All of the data that follows should be retyped exactly, please, except the pictures.

____

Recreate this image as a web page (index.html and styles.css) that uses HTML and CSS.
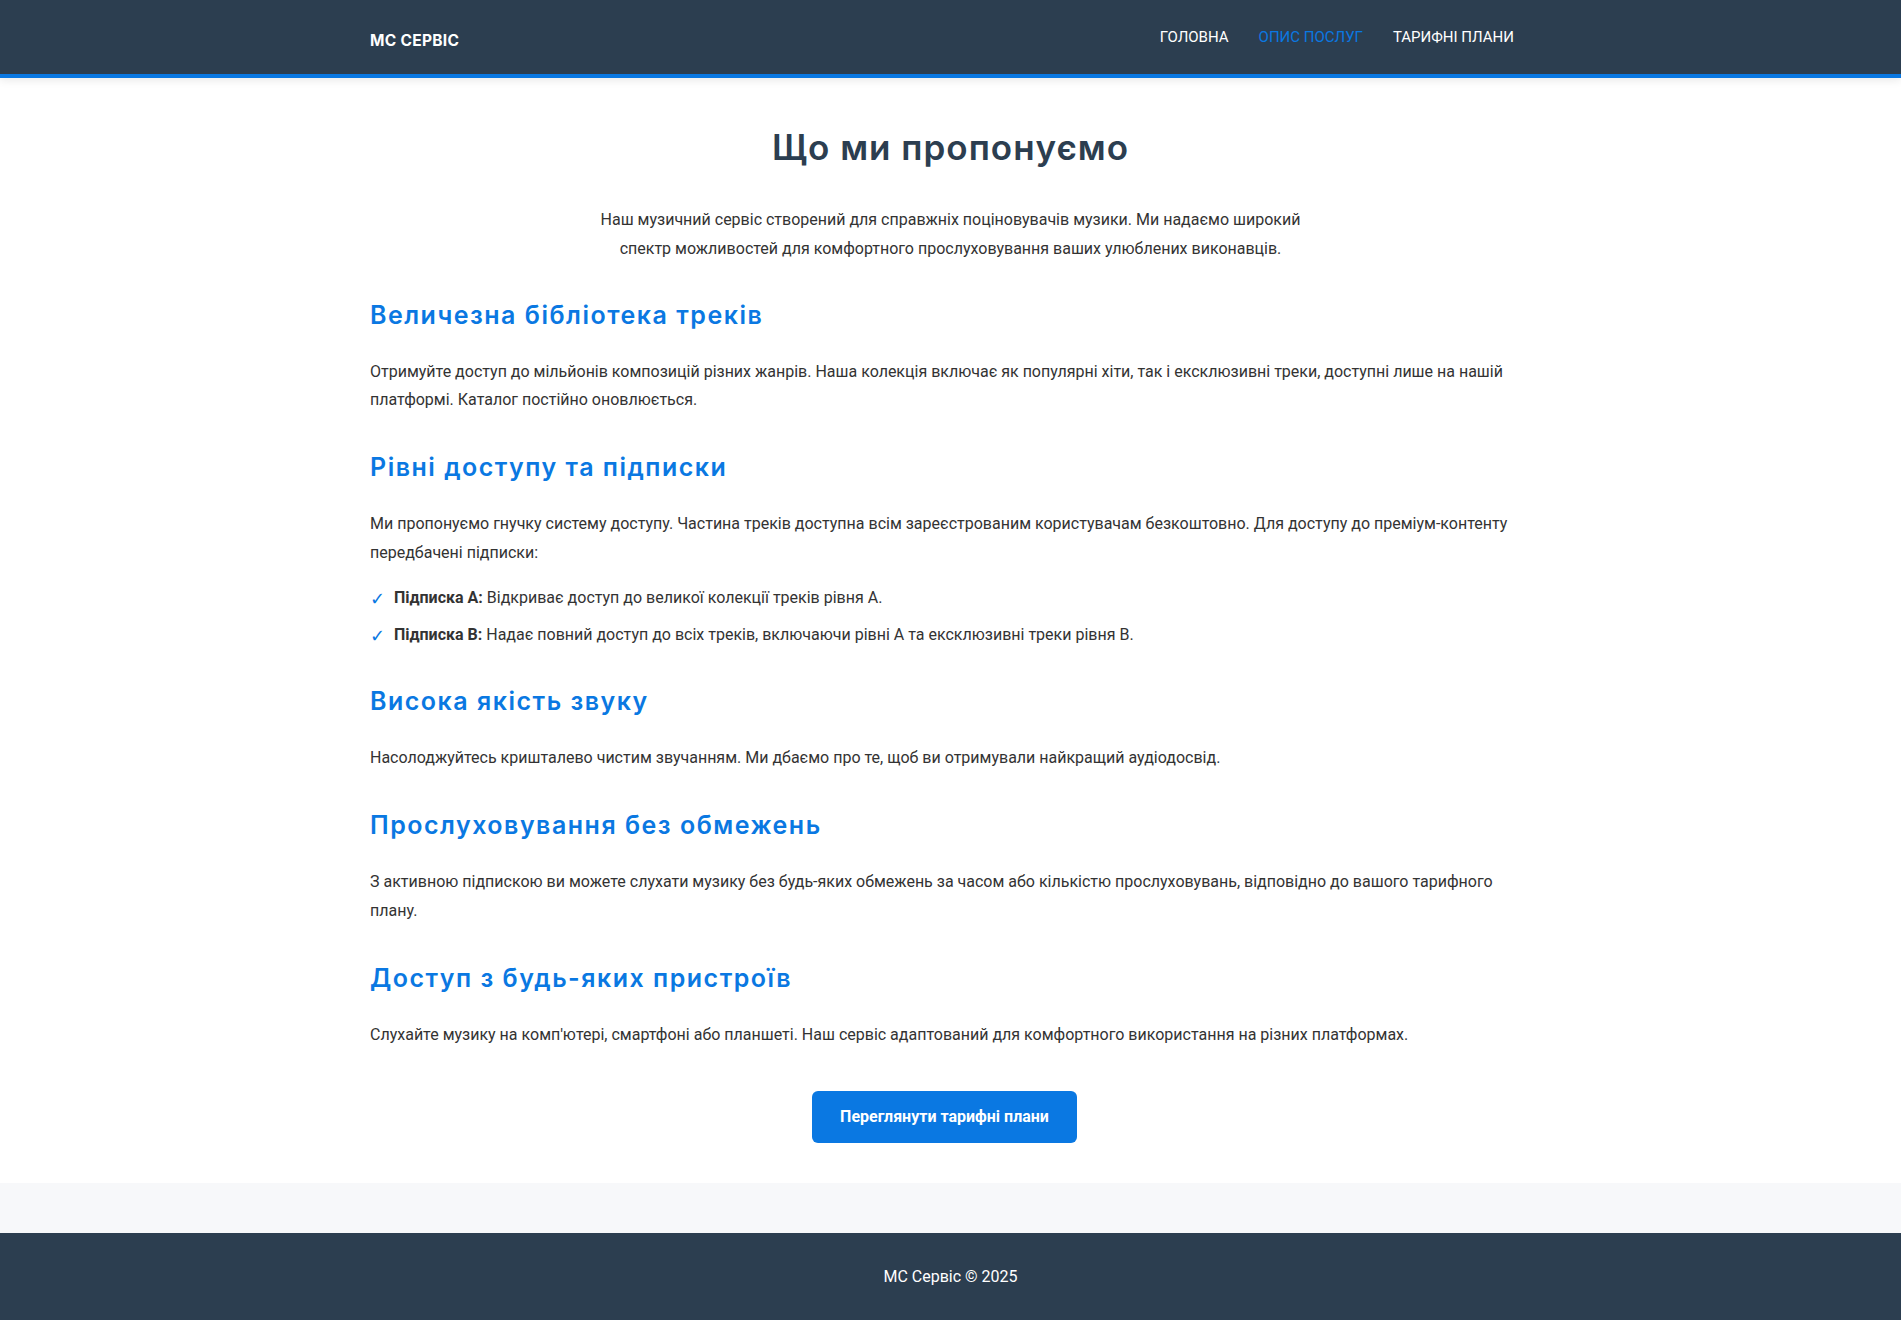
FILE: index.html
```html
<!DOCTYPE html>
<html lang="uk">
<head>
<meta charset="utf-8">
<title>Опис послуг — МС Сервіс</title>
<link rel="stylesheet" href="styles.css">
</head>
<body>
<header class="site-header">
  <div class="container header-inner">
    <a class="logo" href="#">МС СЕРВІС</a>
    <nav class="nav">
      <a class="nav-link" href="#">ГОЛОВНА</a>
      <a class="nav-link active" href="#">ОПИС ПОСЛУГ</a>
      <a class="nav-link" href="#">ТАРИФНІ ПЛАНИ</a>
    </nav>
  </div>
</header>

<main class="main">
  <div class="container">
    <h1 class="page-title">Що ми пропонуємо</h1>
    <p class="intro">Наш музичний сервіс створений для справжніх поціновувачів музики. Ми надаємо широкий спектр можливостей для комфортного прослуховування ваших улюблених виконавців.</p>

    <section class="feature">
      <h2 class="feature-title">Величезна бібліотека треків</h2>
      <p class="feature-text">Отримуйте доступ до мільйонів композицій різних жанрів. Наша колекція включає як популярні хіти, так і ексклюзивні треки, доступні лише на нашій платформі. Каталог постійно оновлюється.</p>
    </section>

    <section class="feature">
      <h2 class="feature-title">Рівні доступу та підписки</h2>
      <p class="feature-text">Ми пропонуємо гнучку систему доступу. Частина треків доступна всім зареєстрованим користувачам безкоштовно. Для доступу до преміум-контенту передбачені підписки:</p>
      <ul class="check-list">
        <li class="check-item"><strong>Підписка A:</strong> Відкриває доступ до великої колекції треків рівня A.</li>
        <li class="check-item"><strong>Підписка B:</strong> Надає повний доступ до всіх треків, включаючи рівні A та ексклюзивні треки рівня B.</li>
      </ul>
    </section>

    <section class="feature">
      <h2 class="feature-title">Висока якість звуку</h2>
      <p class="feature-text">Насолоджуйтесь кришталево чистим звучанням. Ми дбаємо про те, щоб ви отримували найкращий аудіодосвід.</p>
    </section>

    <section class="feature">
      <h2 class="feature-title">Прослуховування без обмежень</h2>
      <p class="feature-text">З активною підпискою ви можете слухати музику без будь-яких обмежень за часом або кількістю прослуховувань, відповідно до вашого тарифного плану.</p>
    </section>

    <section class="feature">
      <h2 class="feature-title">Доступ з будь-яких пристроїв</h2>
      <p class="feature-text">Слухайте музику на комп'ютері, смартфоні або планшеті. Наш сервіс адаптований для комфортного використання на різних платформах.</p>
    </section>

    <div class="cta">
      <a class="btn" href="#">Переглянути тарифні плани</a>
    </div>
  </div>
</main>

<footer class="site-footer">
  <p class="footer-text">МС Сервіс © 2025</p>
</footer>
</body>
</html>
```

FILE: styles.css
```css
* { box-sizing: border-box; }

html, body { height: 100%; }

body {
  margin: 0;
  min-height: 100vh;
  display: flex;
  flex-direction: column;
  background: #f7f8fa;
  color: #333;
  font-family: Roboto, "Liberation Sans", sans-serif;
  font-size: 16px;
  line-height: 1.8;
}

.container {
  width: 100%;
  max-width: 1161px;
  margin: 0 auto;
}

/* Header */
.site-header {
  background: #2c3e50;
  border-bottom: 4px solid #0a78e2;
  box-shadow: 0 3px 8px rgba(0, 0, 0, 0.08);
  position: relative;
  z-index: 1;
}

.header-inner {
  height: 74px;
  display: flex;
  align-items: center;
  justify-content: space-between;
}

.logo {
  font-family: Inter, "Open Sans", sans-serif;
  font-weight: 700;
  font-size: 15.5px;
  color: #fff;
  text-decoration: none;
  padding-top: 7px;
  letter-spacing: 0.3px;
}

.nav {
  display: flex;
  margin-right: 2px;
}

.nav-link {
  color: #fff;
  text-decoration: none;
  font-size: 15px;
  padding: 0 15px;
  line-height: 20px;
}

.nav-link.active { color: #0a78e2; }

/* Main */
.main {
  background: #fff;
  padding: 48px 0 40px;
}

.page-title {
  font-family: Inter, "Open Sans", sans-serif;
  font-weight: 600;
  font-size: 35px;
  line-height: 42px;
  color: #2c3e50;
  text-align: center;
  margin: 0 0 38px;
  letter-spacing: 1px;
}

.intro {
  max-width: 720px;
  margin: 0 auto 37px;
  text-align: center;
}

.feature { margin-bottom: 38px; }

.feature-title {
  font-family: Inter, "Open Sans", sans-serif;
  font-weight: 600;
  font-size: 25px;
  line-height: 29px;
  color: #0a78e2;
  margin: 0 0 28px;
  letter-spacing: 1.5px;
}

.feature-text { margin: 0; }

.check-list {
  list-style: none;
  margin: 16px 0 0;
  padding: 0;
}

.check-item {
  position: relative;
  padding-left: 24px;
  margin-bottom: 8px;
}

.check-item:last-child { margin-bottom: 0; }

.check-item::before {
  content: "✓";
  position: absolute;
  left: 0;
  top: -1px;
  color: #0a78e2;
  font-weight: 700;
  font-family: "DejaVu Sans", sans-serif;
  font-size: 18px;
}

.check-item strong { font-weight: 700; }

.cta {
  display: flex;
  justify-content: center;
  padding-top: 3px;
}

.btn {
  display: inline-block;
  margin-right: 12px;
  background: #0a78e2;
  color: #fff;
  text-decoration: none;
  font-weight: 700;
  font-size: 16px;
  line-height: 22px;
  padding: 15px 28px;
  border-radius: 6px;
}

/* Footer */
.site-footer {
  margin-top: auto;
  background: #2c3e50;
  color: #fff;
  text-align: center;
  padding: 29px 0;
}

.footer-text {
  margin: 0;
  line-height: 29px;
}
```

____

**Task answer:**
Recreate this image as a web page (index.html and styles.css) that uses HTML and CSS.
FILE: index.html
```html
<!DOCTYPE html>
<html lang="uk">
<head>
<meta charset="utf-8">
<title>Опис послуг — МС Сервіс</title>
<link rel="stylesheet" href="styles.css">
</head>
<body>
<header class="site-header">
  <div class="container header-inner">
    <a class="logo" href="#">МС СЕРВІС</a>
    <nav class="nav">
      <a class="nav-link" href="#">ГОЛОВНА</a>
      <a class="nav-link active" href="#">ОПИС ПОСЛУГ</a>
      <a class="nav-link" href="#">ТАРИФНІ ПЛАНИ</a>
    </nav>
  </div>
</header>

<main class="main">
  <div class="container">
    <h1 class="page-title">Що ми пропонуємо</h1>
    <p class="intro">Наш музичний сервіс створений для справжніх поціновувачів музики. Ми надаємо широкий спектр можливостей для комфортного прослуховування ваших улюблених виконавців.</p>

    <section class="feature">
      <h2 class="feature-title">Величезна бібліотека треків</h2>
      <p class="feature-text">Отримуйте доступ до мільйонів композицій різних жанрів. Наша колекція включає як популярні хіти, так і ексклюзивні треки, доступні лише на нашій платформі. Каталог постійно оновлюється.</p>
    </section>

    <section class="feature">
      <h2 class="feature-title">Рівні доступу та підписки</h2>
      <p class="feature-text">Ми пропонуємо гнучку систему доступу. Частина треків доступна всім зареєстрованим користувачам безкоштовно. Для доступу до преміум-контенту передбачені підписки:</p>
      <ul class="check-list">
        <li class="check-item"><strong>Підписка A:</strong> Відкриває доступ до великої колекції треків рівня A.</li>
        <li class="check-item"><strong>Підписка B:</strong> Надає повний доступ до всіх треків, включаючи рівні A та ексклюзивні треки рівня B.</li>
      </ul>
    </section>

    <section class="feature">
      <h2 class="feature-title">Висока якість звуку</h2>
      <p class="feature-text">Насолоджуйтесь кришталево чистим звучанням. Ми дбаємо про те, щоб ви отримували найкращий аудіодосвід.</p>
    </section>

    <section class="feature">
      <h2 class="feature-title">Прослуховування без обмежень</h2>
      <p class="feature-text">З активною підпискою ви можете слухати музику без будь-яких обмежень за часом або кількістю прослуховувань, відповідно до вашого тарифного плану.</p>
    </section>

    <section class="feature">
      <h2 class="feature-title">Доступ з будь-яких пристроїв</h2>
      <p class="feature-text">Слухайте музику на комп'ютері, смартфоні або планшеті. Наш сервіс адаптований для комфортного використання на різних платформах.</p>
    </section>

    <div class="cta">
      <a class="btn" href="#">Переглянути тарифні плани</a>
    </div>
  </div>
</main>

<footer class="site-footer">
  <p class="footer-text">МС Сервіс © 2025</p>
</footer>
</body>
</html>
```

FILE: styles.css
```css
* { box-sizing: border-box; }

html, body { height: 100%; }

body {
  margin: 0;
  min-height: 100vh;
  display: flex;
  flex-direction: column;
  background: #f7f8fa;
  color: #333;
  font-family: Roboto, "Liberation Sans", sans-serif;
  font-size: 16px;
  line-height: 1.8;
}

.container {
  width: 100%;
  max-width: 1161px;
  margin: 0 auto;
}

/* Header */
.site-header {
  background: #2c3e50;
  border-bottom: 4px solid #0a78e2;
  box-shadow: 0 3px 8px rgba(0, 0, 0, 0.08);
  position: relative;
  z-index: 1;
}

.header-inner {
  height: 74px;
  display: flex;
  align-items: center;
  justify-content: space-between;
}

.logo {
  font-family: Inter, "Open Sans", sans-serif;
  font-weight: 700;
  font-size: 15.5px;
  color: #fff;
  text-decoration: none;
  padding-top: 7px;
  letter-spacing: 0.3px;
}

.nav {
  display: flex;
  margin-right: 2px;
}

.nav-link {
  color: #fff;
  text-decoration: none;
  font-size: 15px;
  padding: 0 15px;
  line-height: 20px;
}

.nav-link.active { color: #0a78e2; }

/* Main */
.main {
  background: #fff;
  padding: 48px 0 40px;
}

.page-title {
  font-family: Inter, "Open Sans", sans-serif;
  font-weight: 600;
  font-size: 35px;
  line-height: 42px;
  color: #2c3e50;
  text-align: center;
  margin: 0 0 38px;
  letter-spacing: 1px;
}

.intro {
  max-width: 720px;
  margin: 0 auto 37px;
  text-align: center;
}

.feature { margin-bottom: 38px; }

.feature-title {
  font-family: Inter, "Open Sans", sans-serif;
  font-weight: 600;
  font-size: 25px;
  line-height: 29px;
  color: #0a78e2;
  margin: 0 0 28px;
  letter-spacing: 1.5px;
}

.feature-text { margin: 0; }

.check-list {
  list-style: none;
  margin: 16px 0 0;
  padding: 0;
}

.check-item {
  position: relative;
  padding-left: 24px;
  margin-bottom: 8px;
}

.check-item:last-child { margin-bottom: 0; }

.check-item::before {
  content: "✓";
  position: absolute;
  left: 0;
  top: -1px;
  color: #0a78e2;
  font-weight: 700;
  font-family: "DejaVu Sans", sans-serif;
  font-size: 18px;
}

.check-item strong { font-weight: 700; }

.cta {
  display: flex;
  justify-content: center;
  padding-top: 3px;
}

.btn {
  display: inline-block;
  margin-right: 12px;
  background: #0a78e2;
  color: #fff;
  text-decoration: none;
  font-weight: 700;
  font-size: 16px;
  line-height: 22px;
  padding: 15px 28px;
  border-radius: 6px;
}

/* Footer */
.site-footer {
  margin-top: auto;
  background: #2c3e50;
  color: #fff;
  text-align: center;
  padding: 29px 0;
}

.footer-text {
  margin: 0;
  line-height: 29px;
}
```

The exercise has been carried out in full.